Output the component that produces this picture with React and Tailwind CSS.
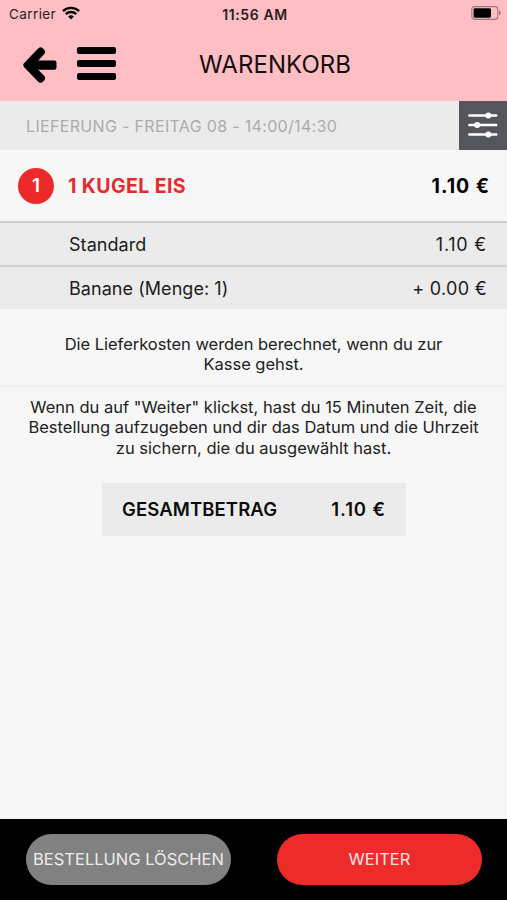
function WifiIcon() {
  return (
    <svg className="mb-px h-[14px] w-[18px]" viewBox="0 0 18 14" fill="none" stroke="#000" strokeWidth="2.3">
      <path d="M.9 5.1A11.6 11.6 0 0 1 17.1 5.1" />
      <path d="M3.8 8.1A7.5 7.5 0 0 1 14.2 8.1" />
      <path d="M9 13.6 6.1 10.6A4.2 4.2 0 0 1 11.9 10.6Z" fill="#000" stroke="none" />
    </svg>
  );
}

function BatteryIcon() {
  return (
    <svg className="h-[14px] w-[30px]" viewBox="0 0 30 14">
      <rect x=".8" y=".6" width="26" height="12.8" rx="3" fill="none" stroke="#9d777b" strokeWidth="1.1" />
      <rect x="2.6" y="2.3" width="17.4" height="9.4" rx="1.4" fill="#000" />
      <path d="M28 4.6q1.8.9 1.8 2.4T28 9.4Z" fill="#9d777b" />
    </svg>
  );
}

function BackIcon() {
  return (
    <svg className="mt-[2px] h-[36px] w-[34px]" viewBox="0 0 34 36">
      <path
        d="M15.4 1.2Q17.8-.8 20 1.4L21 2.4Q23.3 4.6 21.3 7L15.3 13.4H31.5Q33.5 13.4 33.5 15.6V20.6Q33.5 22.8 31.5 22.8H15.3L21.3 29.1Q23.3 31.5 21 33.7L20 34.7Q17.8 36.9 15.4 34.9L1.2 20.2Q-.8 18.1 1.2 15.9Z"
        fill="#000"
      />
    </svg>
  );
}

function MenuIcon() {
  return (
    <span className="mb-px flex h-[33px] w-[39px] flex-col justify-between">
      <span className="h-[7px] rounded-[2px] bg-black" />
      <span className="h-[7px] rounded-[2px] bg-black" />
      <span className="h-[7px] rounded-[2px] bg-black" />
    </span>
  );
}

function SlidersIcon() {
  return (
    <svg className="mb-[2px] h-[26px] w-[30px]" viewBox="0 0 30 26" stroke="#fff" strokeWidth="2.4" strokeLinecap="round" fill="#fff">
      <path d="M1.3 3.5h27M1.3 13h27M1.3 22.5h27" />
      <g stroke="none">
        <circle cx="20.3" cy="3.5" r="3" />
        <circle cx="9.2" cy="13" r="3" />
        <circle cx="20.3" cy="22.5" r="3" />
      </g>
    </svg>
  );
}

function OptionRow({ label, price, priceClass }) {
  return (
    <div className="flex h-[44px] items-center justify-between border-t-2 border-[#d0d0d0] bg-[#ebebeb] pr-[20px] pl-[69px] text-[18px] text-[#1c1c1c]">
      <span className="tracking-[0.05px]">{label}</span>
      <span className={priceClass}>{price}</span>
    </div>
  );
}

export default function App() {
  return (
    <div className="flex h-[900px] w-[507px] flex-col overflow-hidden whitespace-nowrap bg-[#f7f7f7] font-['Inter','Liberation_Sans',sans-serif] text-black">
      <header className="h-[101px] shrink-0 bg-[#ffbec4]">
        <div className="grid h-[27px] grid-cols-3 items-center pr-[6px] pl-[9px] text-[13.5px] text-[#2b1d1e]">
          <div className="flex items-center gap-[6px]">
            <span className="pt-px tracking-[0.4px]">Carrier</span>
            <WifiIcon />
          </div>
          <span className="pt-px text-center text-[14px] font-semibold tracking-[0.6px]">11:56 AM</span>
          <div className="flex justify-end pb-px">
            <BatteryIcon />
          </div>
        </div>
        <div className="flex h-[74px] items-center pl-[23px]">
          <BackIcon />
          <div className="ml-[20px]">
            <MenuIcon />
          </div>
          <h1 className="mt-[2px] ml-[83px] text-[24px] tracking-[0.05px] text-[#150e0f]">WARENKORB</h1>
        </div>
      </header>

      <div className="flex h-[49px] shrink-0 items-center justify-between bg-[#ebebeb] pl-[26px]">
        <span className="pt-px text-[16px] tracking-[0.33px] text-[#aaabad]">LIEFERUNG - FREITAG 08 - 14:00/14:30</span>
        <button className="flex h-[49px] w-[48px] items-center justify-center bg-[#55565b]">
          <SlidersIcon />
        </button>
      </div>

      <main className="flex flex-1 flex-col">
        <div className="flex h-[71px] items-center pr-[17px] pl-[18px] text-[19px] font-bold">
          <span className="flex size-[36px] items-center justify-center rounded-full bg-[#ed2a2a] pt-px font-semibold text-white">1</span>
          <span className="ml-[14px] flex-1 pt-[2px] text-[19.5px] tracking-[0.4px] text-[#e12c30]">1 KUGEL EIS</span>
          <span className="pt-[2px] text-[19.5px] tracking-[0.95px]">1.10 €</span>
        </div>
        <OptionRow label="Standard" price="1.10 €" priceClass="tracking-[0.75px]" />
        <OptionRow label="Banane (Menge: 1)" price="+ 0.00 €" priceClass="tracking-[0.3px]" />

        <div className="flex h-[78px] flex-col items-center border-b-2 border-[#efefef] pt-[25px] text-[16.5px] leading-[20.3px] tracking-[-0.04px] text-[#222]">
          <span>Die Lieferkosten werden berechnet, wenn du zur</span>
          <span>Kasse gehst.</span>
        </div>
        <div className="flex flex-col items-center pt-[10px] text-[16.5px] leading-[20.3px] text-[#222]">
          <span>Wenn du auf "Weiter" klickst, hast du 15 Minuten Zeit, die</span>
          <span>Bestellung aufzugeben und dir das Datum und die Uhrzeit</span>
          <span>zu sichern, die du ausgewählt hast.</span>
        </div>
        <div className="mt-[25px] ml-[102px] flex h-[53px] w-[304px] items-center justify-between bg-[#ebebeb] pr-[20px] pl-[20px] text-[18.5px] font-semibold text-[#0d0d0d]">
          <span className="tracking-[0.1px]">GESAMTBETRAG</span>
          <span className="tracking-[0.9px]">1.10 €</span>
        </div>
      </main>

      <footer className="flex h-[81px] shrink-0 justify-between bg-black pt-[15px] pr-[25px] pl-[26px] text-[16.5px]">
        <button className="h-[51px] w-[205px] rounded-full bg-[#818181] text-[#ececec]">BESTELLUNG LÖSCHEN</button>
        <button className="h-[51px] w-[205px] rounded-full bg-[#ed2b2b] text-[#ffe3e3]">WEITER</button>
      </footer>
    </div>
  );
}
....
▶ [Short problem]
Retype the whole listing exactly and leave the pictures out.

▶ [Output]
Output the component that produces this picture with React and Tailwind CSS.
function WifiIcon() {
  return (
    <svg className="mb-px h-[14px] w-[18px]" viewBox="0 0 18 14" fill="none" stroke="#000" strokeWidth="2.3">
      <path d="M.9 5.1A11.6 11.6 0 0 1 17.1 5.1" />
      <path d="M3.8 8.1A7.5 7.5 0 0 1 14.2 8.1" />
      <path d="M9 13.6 6.1 10.6A4.2 4.2 0 0 1 11.9 10.6Z" fill="#000" stroke="none" />
    </svg>
  );
}

function BatteryIcon() {
  return (
    <svg className="h-[14px] w-[30px]" viewBox="0 0 30 14">
      <rect x=".8" y=".6" width="26" height="12.8" rx="3" fill="none" stroke="#9d777b" strokeWidth="1.1" />
      <rect x="2.6" y="2.3" width="17.4" height="9.4" rx="1.4" fill="#000" />
      <path d="M28 4.6q1.8.9 1.8 2.4T28 9.4Z" fill="#9d777b" />
    </svg>
  );
}

function BackIcon() {
  return (
    <svg className="mt-[2px] h-[36px] w-[34px]" viewBox="0 0 34 36">
      <path
        d="M15.4 1.2Q17.8-.8 20 1.4L21 2.4Q23.3 4.6 21.3 7L15.3 13.4H31.5Q33.5 13.4 33.5 15.6V20.6Q33.5 22.8 31.5 22.8H15.3L21.3 29.1Q23.3 31.5 21 33.7L20 34.7Q17.8 36.9 15.4 34.9L1.2 20.2Q-.8 18.1 1.2 15.9Z"
        fill="#000"
      />
    </svg>
  );
}

function MenuIcon() {
  return (
    <span className="mb-px flex h-[33px] w-[39px] flex-col justify-between">
      <span className="h-[7px] rounded-[2px] bg-black" />
      <span className="h-[7px] rounded-[2px] bg-black" />
      <span className="h-[7px] rounded-[2px] bg-black" />
    </span>
  );
}

function SlidersIcon() {
  return (
    <svg className="mb-[2px] h-[26px] w-[30px]" viewBox="0 0 30 26" stroke="#fff" strokeWidth="2.4" strokeLinecap="round" fill="#fff">
      <path d="M1.3 3.5h27M1.3 13h27M1.3 22.5h27" />
      <g stroke="none">
        <circle cx="20.3" cy="3.5" r="3" />
        <circle cx="9.2" cy="13" r="3" />
        <circle cx="20.3" cy="22.5" r="3" />
      </g>
    </svg>
  );
}

function OptionRow({ label, price, priceClass }) {
  return (
    <div className="flex h-[44px] items-center justify-between border-t-2 border-[#d0d0d0] bg-[#ebebeb] pr-[20px] pl-[69px] text-[18px] text-[#1c1c1c]">
      <span className="tracking-[0.05px]">{label}</span>
      <span className={priceClass}>{price}</span>
    </div>
  );
}

export default function App() {
  return (
    <div className="flex h-[900px] w-[507px] flex-col overflow-hidden whitespace-nowrap bg-[#f7f7f7] font-['Inter','Liberation_Sans',sans-serif] text-black">
      <header className="h-[101px] shrink-0 bg-[#ffbec4]">
        <div className="grid h-[27px] grid-cols-3 items-center pr-[6px] pl-[9px] text-[13.5px] text-[#2b1d1e]">
          <div className="flex items-center gap-[6px]">
            <span className="pt-px tracking-[0.4px]">Carrier</span>
            <WifiIcon />
          </div>
          <span className="pt-px text-center text-[14px] font-semibold tracking-[0.6px]">11:56 AM</span>
          <div className="flex justify-end pb-px">
            <BatteryIcon />
          </div>
        </div>
        <div className="flex h-[74px] items-center pl-[23px]">
          <BackIcon />
          <div className="ml-[20px]">
            <MenuIcon />
          </div>
          <h1 className="mt-[2px] ml-[83px] text-[24px] tracking-[0.05px] text-[#150e0f]">WARENKORB</h1>
        </div>
      </header>

      <div className="flex h-[49px] shrink-0 items-center justify-between bg-[#ebebeb] pl-[26px]">
        <span className="pt-px text-[16px] tracking-[0.33px] text-[#aaabad]">LIEFERUNG - FREITAG 08 - 14:00/14:30</span>
        <button className="flex h-[49px] w-[48px] items-center justify-center bg-[#55565b]">
          <SlidersIcon />
        </button>
      </div>

      <main className="flex flex-1 flex-col">
        <div className="flex h-[71px] items-center pr-[17px] pl-[18px] text-[19px] font-bold">
          <span className="flex size-[36px] items-center justify-center rounded-full bg-[#ed2a2a] pt-px font-semibold text-white">1</span>
          <span className="ml-[14px] flex-1 pt-[2px] text-[19.5px] tracking-[0.4px] text-[#e12c30]">1 KUGEL EIS</span>
          <span className="pt-[2px] text-[19.5px] tracking-[0.95px]">1.10 €</span>
        </div>
        <OptionRow label="Standard" price="1.10 €" priceClass="tracking-[0.75px]" />
        <OptionRow label="Banane (Menge: 1)" price="+ 0.00 €" priceClass="tracking-[0.3px]" />

        <div className="flex h-[78px] flex-col items-center border-b-2 border-[#efefef] pt-[25px] text-[16.5px] leading-[20.3px] tracking-[-0.04px] text-[#222]">
          <span>Die Lieferkosten werden berechnet, wenn du zur</span>
          <span>Kasse gehst.</span>
        </div>
        <div className="flex flex-col items-center pt-[10px] text-[16.5px] leading-[20.3px] text-[#222]">
          <span>Wenn du auf "Weiter" klickst, hast du 15 Minuten Zeit, die</span>
          <span>Bestellung aufzugeben und dir das Datum und die Uhrzeit</span>
          <span>zu sichern, die du ausgewählt hast.</span>
        </div>
        <div className="mt-[25px] ml-[102px] flex h-[53px] w-[304px] items-center justify-between bg-[#ebebeb] pr-[20px] pl-[20px] text-[18.5px] font-semibold text-[#0d0d0d]">
          <span className="tracking-[0.1px]">GESAMTBETRAG</span>
          <span className="tracking-[0.9px]">1.10 €</span>
        </div>
      </main>

      <footer className="flex h-[81px] shrink-0 justify-between bg-black pt-[15px] pr-[25px] pl-[26px] text-[16.5px]">
        <button className="h-[51px] w-[205px] rounded-full bg-[#818181] text-[#ececec]">BESTELLUNG LÖSCHEN</button>
        <button className="h-[51px] w-[205px] rounded-full bg-[#ed2b2b] text-[#ffe3e3]">WEITER</button>
      </footer>
    </div>
  );
}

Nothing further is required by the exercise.